What needs to be done
Which lines hold the string "this"? Copy every one of them.

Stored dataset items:
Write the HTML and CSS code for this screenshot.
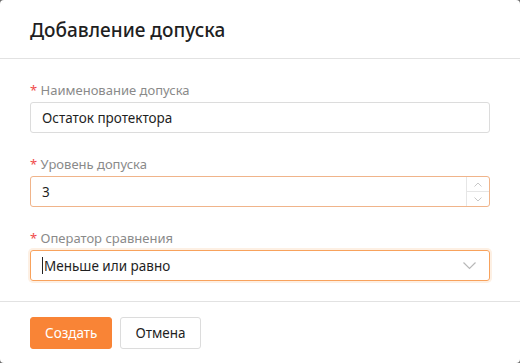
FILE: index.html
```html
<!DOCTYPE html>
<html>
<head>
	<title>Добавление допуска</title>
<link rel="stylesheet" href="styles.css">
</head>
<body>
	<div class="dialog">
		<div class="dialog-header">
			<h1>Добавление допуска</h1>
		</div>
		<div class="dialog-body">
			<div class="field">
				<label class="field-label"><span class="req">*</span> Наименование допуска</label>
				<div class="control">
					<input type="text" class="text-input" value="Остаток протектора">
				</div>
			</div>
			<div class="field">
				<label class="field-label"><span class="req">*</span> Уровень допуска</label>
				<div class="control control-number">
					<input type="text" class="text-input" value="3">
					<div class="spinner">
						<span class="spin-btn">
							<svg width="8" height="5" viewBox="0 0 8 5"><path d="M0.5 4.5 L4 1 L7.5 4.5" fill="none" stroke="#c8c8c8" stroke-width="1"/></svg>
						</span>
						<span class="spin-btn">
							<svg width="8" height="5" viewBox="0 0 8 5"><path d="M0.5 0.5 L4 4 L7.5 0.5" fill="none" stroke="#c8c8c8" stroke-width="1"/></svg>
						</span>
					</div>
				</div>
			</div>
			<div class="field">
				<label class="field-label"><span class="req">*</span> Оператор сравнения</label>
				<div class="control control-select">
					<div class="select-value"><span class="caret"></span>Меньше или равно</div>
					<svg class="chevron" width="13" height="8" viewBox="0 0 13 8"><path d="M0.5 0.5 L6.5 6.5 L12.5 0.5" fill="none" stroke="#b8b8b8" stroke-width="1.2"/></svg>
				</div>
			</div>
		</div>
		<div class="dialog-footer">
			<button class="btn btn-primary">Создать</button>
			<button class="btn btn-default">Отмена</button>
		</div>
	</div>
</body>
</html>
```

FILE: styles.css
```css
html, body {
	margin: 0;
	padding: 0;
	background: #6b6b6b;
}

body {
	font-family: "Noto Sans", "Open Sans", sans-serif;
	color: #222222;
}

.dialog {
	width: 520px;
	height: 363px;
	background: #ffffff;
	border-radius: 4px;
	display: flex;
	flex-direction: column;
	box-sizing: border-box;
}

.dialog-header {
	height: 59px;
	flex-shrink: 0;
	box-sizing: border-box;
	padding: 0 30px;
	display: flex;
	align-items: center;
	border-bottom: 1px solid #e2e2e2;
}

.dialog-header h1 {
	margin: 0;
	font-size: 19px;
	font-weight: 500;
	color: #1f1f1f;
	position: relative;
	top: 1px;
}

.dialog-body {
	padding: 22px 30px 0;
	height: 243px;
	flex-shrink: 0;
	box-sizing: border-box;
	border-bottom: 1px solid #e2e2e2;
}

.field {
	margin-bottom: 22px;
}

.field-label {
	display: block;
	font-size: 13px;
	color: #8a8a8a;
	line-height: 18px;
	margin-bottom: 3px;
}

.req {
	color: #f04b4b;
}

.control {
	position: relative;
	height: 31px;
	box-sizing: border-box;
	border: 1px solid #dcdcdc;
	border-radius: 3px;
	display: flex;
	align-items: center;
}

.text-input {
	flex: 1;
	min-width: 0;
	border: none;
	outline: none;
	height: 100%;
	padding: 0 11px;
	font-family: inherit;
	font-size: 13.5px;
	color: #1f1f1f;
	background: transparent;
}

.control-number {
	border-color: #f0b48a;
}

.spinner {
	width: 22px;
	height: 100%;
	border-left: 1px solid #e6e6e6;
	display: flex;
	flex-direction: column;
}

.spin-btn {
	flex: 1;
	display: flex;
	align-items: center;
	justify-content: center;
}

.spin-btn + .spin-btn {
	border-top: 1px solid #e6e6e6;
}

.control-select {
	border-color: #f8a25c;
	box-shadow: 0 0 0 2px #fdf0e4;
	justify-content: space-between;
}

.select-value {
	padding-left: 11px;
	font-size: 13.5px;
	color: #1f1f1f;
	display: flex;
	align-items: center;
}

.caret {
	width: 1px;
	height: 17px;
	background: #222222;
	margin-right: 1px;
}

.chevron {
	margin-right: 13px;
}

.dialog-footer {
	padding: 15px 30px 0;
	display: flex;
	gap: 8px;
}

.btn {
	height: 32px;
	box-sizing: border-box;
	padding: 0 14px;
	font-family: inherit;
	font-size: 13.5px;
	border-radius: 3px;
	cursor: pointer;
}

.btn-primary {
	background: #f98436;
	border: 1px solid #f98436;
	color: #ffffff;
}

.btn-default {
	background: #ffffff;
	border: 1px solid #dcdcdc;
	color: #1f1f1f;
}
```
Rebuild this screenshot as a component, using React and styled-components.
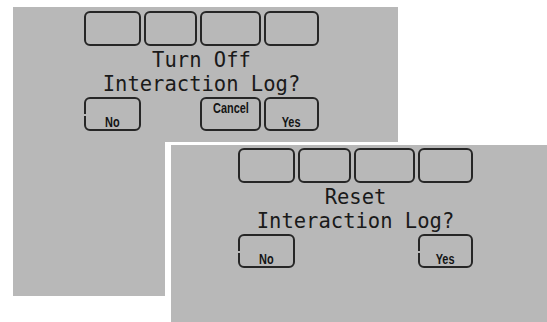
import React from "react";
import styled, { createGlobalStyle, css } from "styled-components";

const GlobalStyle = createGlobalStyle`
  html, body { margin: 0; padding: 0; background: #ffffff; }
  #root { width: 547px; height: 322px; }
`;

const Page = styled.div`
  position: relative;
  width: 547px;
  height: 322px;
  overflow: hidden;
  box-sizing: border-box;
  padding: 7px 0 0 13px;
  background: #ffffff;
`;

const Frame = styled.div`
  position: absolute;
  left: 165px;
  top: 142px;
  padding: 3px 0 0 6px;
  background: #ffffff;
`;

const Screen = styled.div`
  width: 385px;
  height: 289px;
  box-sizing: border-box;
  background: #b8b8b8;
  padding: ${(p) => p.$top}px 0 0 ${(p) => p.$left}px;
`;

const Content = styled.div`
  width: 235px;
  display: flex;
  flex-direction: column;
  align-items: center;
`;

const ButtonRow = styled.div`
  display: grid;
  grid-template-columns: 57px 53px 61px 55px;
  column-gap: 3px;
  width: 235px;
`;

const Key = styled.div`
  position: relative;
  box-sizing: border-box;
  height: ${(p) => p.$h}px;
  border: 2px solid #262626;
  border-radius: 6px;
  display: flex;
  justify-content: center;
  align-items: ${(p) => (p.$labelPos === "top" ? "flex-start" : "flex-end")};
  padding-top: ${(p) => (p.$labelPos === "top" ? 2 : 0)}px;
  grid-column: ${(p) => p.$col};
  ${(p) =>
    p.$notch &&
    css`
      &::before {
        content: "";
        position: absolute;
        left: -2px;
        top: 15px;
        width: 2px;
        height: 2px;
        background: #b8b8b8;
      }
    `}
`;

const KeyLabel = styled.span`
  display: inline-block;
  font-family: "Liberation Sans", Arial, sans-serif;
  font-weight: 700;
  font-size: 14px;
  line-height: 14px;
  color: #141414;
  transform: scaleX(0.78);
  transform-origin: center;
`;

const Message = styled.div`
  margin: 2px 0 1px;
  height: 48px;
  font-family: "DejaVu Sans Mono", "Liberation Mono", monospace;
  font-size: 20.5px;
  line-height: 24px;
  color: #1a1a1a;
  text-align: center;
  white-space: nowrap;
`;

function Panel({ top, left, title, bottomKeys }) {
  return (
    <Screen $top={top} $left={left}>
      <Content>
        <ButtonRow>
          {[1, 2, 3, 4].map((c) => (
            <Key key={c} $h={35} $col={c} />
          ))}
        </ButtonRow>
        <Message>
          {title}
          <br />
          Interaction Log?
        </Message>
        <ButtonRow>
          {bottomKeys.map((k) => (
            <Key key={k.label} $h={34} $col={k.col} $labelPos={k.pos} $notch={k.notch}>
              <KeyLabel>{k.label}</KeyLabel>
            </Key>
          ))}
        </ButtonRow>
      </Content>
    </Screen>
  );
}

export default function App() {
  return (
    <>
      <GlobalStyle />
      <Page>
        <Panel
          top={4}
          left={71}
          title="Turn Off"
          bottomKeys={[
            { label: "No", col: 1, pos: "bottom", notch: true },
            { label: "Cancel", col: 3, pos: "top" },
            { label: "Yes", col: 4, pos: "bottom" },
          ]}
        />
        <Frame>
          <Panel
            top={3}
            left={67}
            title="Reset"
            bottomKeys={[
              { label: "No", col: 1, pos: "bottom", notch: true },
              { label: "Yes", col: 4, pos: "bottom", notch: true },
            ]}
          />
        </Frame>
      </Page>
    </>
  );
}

Output below
Write the HTML and CSS code for this screenshot.
Rebuild this screenshot as a component, using React and styled-components.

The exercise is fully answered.